Für die Bewertung des Streitwertes einer solchen einstweiligen Verfügung ist somit auf den Zeitraum abzustellen, der üblicherweise zwischen der Entstehung des Duldungsanspruchs und dem Vorliegen einer entsprechenden vollstreckbaren gerichtlichen Entscheidung liegt. Der voraussichtlich in diesem Zeitraum anfallende Verbrauch an Energie spiegelt deshalb das mit dem Antrag auf Erlass einer einstweiligen Verfügung verfolgte Interesse des Versorgungsunternehmens wider. Dem Versorgungsunternehmer geht es mit dem Antrag auf Erlass einer einstweiligen Verfügung um Durchsetzung seines Zurückbehaltungsrechts durch Unterbrechung der Strom- bzw. Gasversorgung. Im einstweiligen Verfügungsverfahren geht es somit nicht um die Herausgabe und den Besitz des Zählers oder gar um aufgelaufene Rückstände.
Für die Streitwertbemessung im Verfahren auf Erlass einer einstweiligen Verfügung geht die Rspr. überwiegend davon aus, dass üblicherweise zwischen der Entstehung des Duldungsanspruchs und der Erlangung einer vollstreckbaren Entscheidung ein Zeitraum von sechs Monaten liegt, der auch unter Berücksichtigung der Einlegung eines Widerspruchs gem. § 924 ZPO oder eines Rechtsmittels im Regelfall ausreicht.
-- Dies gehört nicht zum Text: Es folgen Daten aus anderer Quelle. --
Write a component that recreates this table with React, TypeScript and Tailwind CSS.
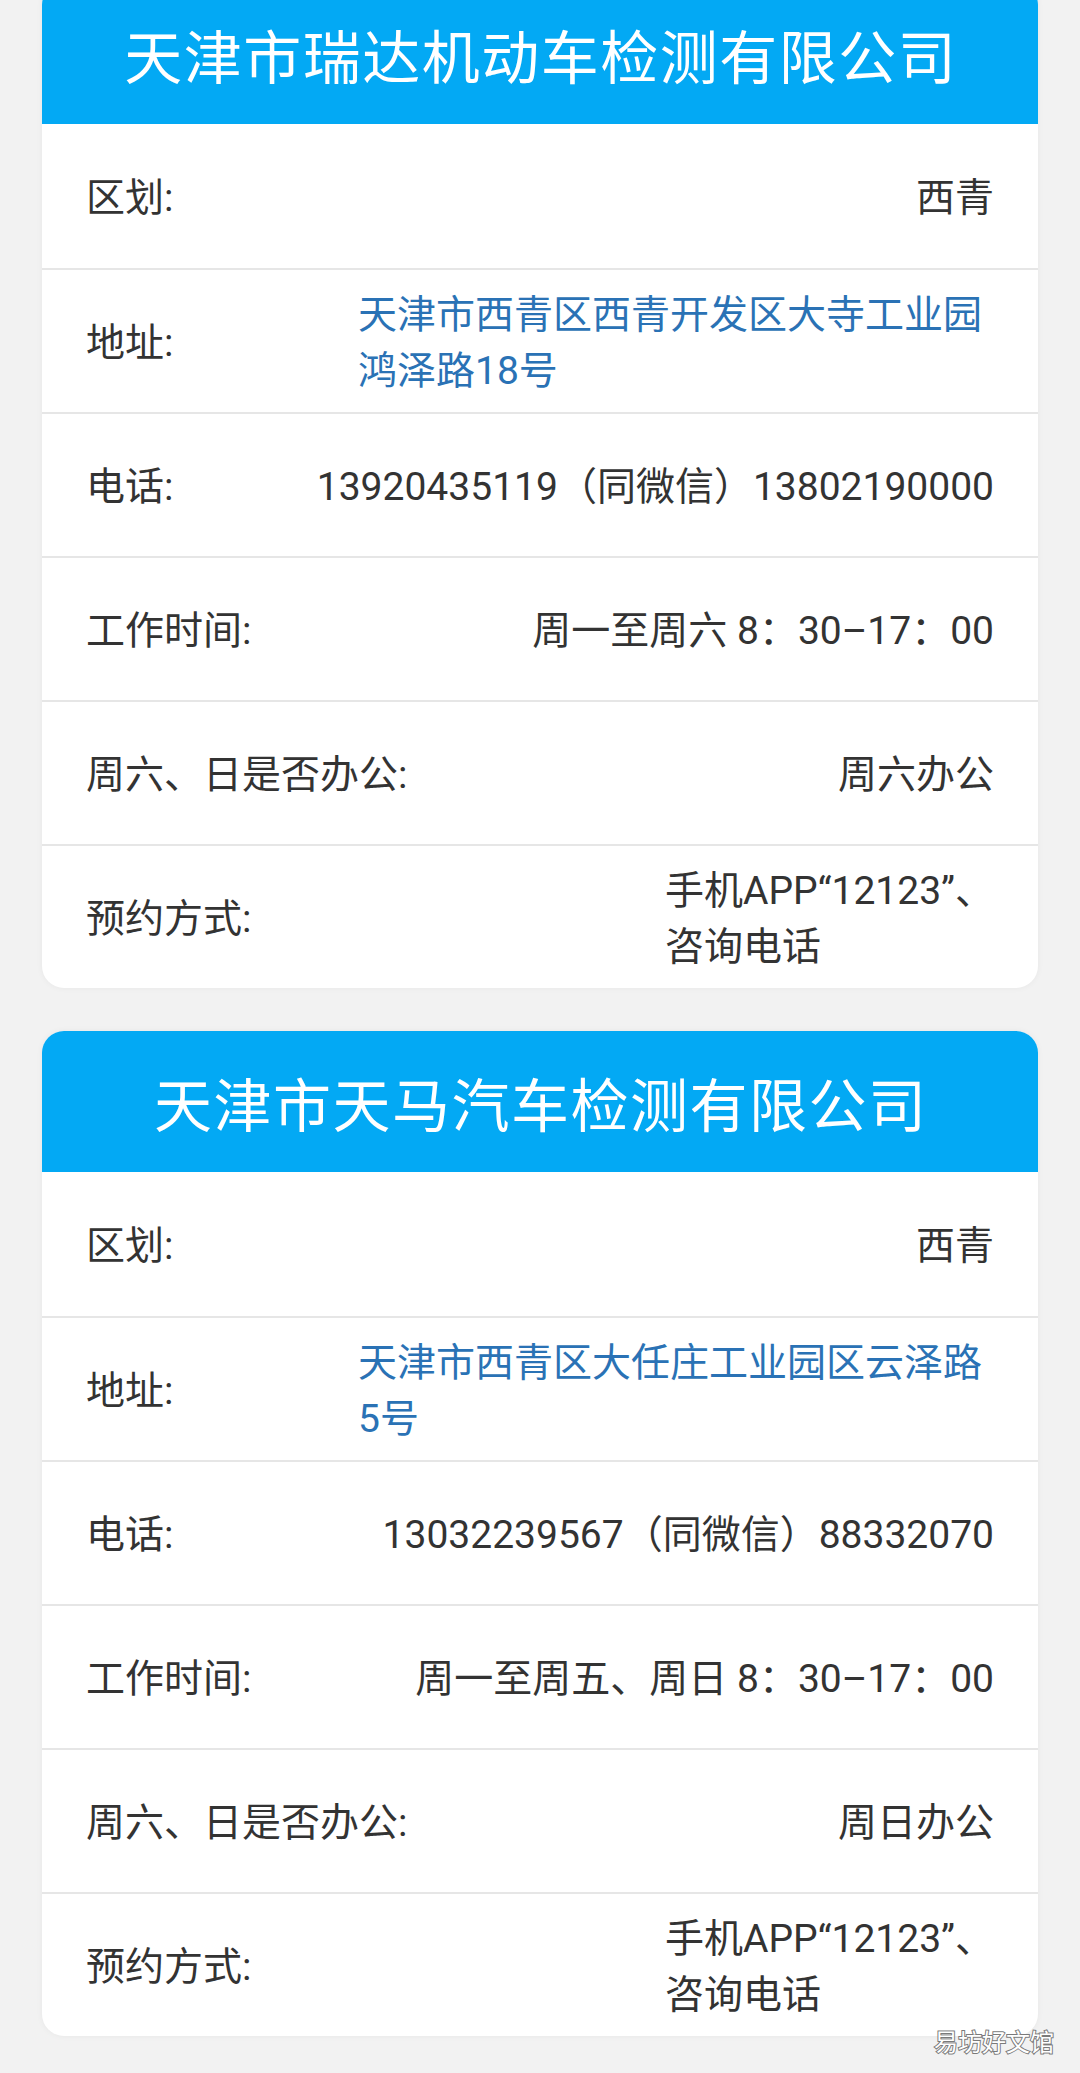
import React from "react";

type Row = { label: string; value: React.ReactNode; kind?: "addr" | "multi" };

const FONT = "font-['Roboto','Noto_Sans_CJK_SC',sans-serif]";

function InfoRow({ row, first }: { row: Row; first: boolean }) {
  return (
    <div
      className={
        "flex h-[144px] items-center justify-between px-[44px] pt-[4px] " +
        (first ? "" : "border-t-2 border-[#e6e6e6]")
      }
    >
      <div className="shrink-0 whitespace-nowrap text-[39px] leading-[56px] text-[#333333]">
        {row.label}
      </div>
      {row.kind === "addr" ? (
        <div className="w-[636px] shrink-0 text-left text-[39px] leading-[56px] text-[#2a72b5]">
          {row.value}
        </div>
      ) : row.kind === "multi" ? (
        <div className="ml-auto text-left text-[39px] leading-[56px] text-[#333333]">
          {row.value}
        </div>
      ) : (
        <div className="whitespace-nowrap text-right text-[39px] leading-[56px] text-[#333333]">
          {row.value}
        </div>
      )}
    </div>
  );
}

function Card({ title, rows }: { title: string; rows: Row[] }) {
  return (
    <div className="overflow-hidden rounded-[22px] bg-white shadow-[0_0_6px_rgba(0,0,0,0.05)]">
      <div className="flex h-[141px] items-center justify-center bg-[#03a9f4] pt-[10px]">
        <div className="whitespace-nowrap pl-[1.5px] text-[58px] leading-none tracking-[1.5px] text-white">
          {title}
        </div>
      </div>
      {rows.map((r, i) => (
        <InfoRow key={i} row={r} first={i === 0} />
      ))}
    </div>
  );
}

export default function App() {
  const rows1: Row[] = [
    { label: "区划:", value: "西青" },
    {
      label: "地址:",
      kind: "addr",
      value: (
        <>
          <div className="whitespace-nowrap">天津市西青区西青开发区大寺工业园</div>
          <div className="whitespace-nowrap">鸿泽路18号</div>
        </>
      ),
    },
    { label: "电话:", value: "13920435119（同微信）13802190000" },
    { label: "工作时间:", value: "周一至周六 8：30–17：00" },
    { label: "周六、日是否办公:", value: "周六办公" },
    {
      label: "预约方式:",
      kind: "multi",
      value: (
        <>
          <div className="whitespace-nowrap">手机APP“12123”、</div>
          <div className="whitespace-nowrap">咨询电话</div>
        </>
      ),
    },
  ];
  const rows2: Row[] = [
    { label: "区划:", value: "西青" },
    {
      label: "地址:",
      kind: "addr",
      value: (
        <>
          <div className="whitespace-nowrap">天津市西青区大任庄工业园区云泽路</div>
          <div className="whitespace-nowrap">5号</div>
        </>
      ),
    },
    { label: "电话:", value: "13032239567（同微信）88332070" },
    { label: "工作时间:", value: "周一至周五、周日 8：30–17：00" },
    { label: "周六、日是否办公:", value: "周日办公" },
    {
      label: "预约方式:",
      kind: "multi",
      value: (
        <>
          <div className="whitespace-nowrap">手机APP“12123”、</div>
          <div className="whitespace-nowrap">咨询电话</div>
        </>
      ),
    },
  ];

  return (
    <div className={"relative min-h-[2073px] overflow-hidden bg-[#f2f2f2] " + FONT}>
      <div className="-mt-[17px] flex flex-col gap-[43px] px-[42px] pb-[33px]">
        <Card title="天津市瑞达机动车检测有限公司" rows={rows1} />
        <Card title="天津市天马汽车检测有限公司" rows={rows2} />
      </div>
      <div className="absolute bottom-[18px] right-[26px] text-[24px] leading-none text-white [-webkit-text-stroke:2px_#7a7a7a] [paint-order:stroke_fill]">
        易坊好文馆
      </div>
    </div>
  );
}
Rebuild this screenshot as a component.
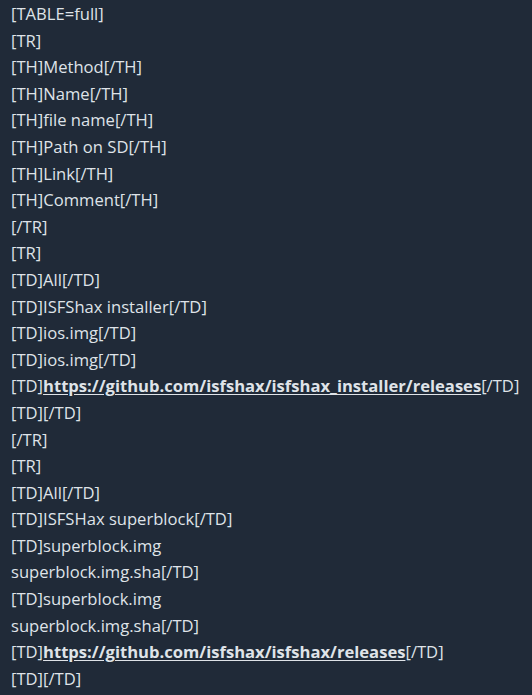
import React from "react";

type Line = { pre: string; link?: string; post?: string };

const lines: Line[] = [
  { pre: "[TABLE=full]" },
  { pre: "[TR]" },
  { pre: "[TH]Method[/TH]" },
  { pre: "[TH]Name[/TH]" },
  { pre: "[TH]file name[/TH]" },
  { pre: "[TH]Path on SD[/TH]" },
  { pre: "[TH]Link[/TH]" },
  { pre: "[TH]Comment[/TH]" },
  { pre: "[/TR]" },
  { pre: "[TR]" },
  { pre: "[TD]All[/TD]" },
  { pre: "[TD]ISFShax installer[/TD]" },
  { pre: "[TD]ios.img[/TD]" },
  { pre: "[TD]ios.img[/TD]" },
  { pre: "[TD]", link: "https://github.com/isfshax/isfshax_installer/releases", post: "[/TD]" },
  { pre: "[TD][/TD]" },
  { pre: "[/TR]" },
  { pre: "[TR]" },
  { pre: "[TD]All[/TD]" },
  { pre: "[TD]ISFSHax superblock[/TD]" },
  { pre: "[TD]superblock.img" },
  { pre: "superblock.img.sha[/TD]" },
  { pre: "[TD]superblock.img" },
  { pre: "superblock.img.sha[/TD]" },
  { pre: "[TD]", link: "https://github.com/isfshax/isfshax/releases", post: "[/TD]" },
  { pre: "[TD][/TD]" },
];

export default function App() {
  return (
    <div className="w-[532px] h-[695px] overflow-hidden bg-[#202a38] text-[#dfe3e8] pl-[11px] pt-[1px] text-[16.6px] leading-[26.6px] [font-family:'Open_Sans',sans-serif]">
      {lines.map((l, i) => (
        <div key={i} className="whitespace-nowrap">
          {l.pre}
          {l.link && (
            <a href="#" className="font-bold underline underline-offset-[2px] text-[#dfe3e8]">
              {l.link}
            </a>
          )}
          {l.post}
        </div>
      ))}
    </div>
  );
}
Deshalb geht für das Verfahren auf Erlass einer einstweiligen Verfügung die überwiegende obergerichtliche Rspr. davon aus, dass sich der Streitwert nach den für sechs Monate zu zahlenden Abschlägen bemisst (OLG Köln JurBüro 2019, 138).
3. Streitwertbemessung im Klageverfahren
Dieser Maßstab wird von der wohl überwiegenden Auffassung der obergerichtlichen Rspr. auch für die Bemessung des Streitwertes in einem entsprechenden Klageverfahren angesetzt, in dem es regelmäßig auch um die Duldung des Zutritts und die Herausgabe des Zählers geht (OLG Düsseldorf MDR 2013, 809; OLG Koblenz JurBüro 2012, 473; OLG Celle NZM 2010, 639; OLG Schleswig-Holstein NJW-RR 2010, 141; OLG Frankfurt NJW-RR 2012, 445; OLG Oldenburg NJW-RR 2010, 1151; OLG Hamburg NZM 2011, 792). Demgegenüber hat das OLG Köln (ZMR 2006, 208) ebenso wie das OLG Hamburg (ZMR 2008, 891) den Streitwert für eine Klage auf Duldung der Wegnahme des Zählers usw. mit dem Betrag des einjährigen Bezuges bemessen.
Angesichts der in der obergerichtlichen Rspr. vertretenen Bandbreite hätte ich mir einige Ausführungen des BGH zu dieser Problematik gewünscht. Dies gilt auch im Hinblick auf die Verfahrensdauer bei Gericht. Im Fall des BGH ist der durch die Rechtsbeschwerde angefochtene Beschluss am 11.8.2020 ergangen. Es ist deshalb davon auszugehen, dass die Rechtsbeschwerde im Herbst 2020 eingelegt worden ist. Bis zum Erlass des Beschlusses des BGH vom 17.6.2021 dürfte somit ein Zeitraum von mehr als sechs Monaten verstrichen sein. Auch vor diesem Hintergrund ist fraglich, ob ein Rechtsbeschwerdeverfahren vor dem BGH, in dem es um die verfahrensgegenständlichen Fragen geht, tatsächlich regelmäßig innerhalb von sechs Monaten abgeschlossen wird.